Exercise: Tally the lines below that contain "components". The number is the whole answer.

Available data:
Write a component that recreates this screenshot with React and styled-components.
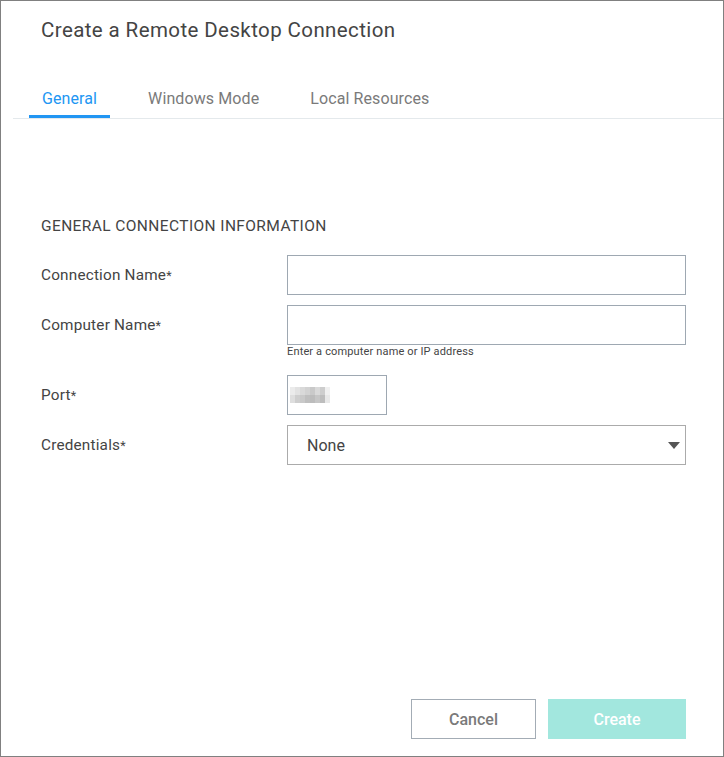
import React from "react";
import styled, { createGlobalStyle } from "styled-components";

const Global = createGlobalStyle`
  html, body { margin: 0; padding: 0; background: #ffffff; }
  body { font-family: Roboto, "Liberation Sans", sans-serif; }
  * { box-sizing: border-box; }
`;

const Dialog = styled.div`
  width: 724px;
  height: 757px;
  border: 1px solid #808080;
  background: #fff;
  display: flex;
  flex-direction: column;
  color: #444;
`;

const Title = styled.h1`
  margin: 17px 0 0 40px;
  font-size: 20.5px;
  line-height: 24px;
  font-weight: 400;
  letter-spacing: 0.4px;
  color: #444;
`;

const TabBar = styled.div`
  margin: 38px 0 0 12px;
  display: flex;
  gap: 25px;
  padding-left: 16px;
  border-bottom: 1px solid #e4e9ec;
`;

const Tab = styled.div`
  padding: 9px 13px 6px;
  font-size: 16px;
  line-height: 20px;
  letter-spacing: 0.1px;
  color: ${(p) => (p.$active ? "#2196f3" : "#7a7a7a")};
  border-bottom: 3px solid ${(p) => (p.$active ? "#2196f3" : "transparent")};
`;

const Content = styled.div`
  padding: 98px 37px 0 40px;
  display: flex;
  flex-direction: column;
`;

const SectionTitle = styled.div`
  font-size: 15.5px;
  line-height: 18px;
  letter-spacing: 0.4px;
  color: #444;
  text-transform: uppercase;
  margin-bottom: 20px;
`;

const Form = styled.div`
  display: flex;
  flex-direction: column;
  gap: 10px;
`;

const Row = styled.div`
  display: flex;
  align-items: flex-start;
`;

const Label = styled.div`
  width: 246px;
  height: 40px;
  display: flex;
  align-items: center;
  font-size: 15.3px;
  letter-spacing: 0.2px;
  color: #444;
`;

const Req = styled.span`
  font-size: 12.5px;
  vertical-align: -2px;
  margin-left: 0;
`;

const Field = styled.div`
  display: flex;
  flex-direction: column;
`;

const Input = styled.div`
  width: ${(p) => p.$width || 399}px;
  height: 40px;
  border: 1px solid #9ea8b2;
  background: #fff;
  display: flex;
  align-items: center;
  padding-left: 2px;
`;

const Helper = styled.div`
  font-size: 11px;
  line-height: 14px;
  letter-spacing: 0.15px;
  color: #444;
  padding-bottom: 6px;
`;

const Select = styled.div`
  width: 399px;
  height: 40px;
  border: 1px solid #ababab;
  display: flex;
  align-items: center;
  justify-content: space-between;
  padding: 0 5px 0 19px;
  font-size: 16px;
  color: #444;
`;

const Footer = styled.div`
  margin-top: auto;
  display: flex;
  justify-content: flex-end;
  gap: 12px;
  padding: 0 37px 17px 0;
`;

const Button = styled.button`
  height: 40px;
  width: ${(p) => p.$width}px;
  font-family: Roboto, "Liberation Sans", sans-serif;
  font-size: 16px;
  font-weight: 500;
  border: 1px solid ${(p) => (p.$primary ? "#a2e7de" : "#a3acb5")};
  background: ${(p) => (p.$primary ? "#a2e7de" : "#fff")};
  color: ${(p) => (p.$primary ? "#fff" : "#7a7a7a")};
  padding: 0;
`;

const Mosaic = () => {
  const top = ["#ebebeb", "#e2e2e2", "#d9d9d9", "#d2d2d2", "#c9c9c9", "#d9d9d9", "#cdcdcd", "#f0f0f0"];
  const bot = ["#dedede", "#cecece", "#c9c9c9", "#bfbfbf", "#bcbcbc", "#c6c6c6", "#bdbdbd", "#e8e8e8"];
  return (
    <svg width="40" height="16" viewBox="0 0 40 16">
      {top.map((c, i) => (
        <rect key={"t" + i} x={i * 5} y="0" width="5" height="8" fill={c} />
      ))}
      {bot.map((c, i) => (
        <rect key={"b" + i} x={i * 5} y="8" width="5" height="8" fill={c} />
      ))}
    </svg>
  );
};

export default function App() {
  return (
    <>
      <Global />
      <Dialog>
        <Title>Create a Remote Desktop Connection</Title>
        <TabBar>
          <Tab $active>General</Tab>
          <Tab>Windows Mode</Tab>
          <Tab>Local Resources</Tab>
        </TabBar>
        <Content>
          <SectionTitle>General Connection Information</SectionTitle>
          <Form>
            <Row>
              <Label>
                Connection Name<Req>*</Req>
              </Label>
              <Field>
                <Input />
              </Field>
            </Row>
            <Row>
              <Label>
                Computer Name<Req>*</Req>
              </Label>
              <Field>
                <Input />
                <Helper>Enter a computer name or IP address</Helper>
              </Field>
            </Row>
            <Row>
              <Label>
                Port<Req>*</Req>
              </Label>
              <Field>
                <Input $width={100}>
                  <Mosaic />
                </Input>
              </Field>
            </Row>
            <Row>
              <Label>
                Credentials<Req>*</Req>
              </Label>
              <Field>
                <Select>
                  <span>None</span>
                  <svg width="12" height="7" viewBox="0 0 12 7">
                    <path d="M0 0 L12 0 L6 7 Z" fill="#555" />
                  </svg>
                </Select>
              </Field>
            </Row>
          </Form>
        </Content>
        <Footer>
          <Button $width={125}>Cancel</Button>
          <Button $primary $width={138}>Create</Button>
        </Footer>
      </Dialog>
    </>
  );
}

Exercise result: 2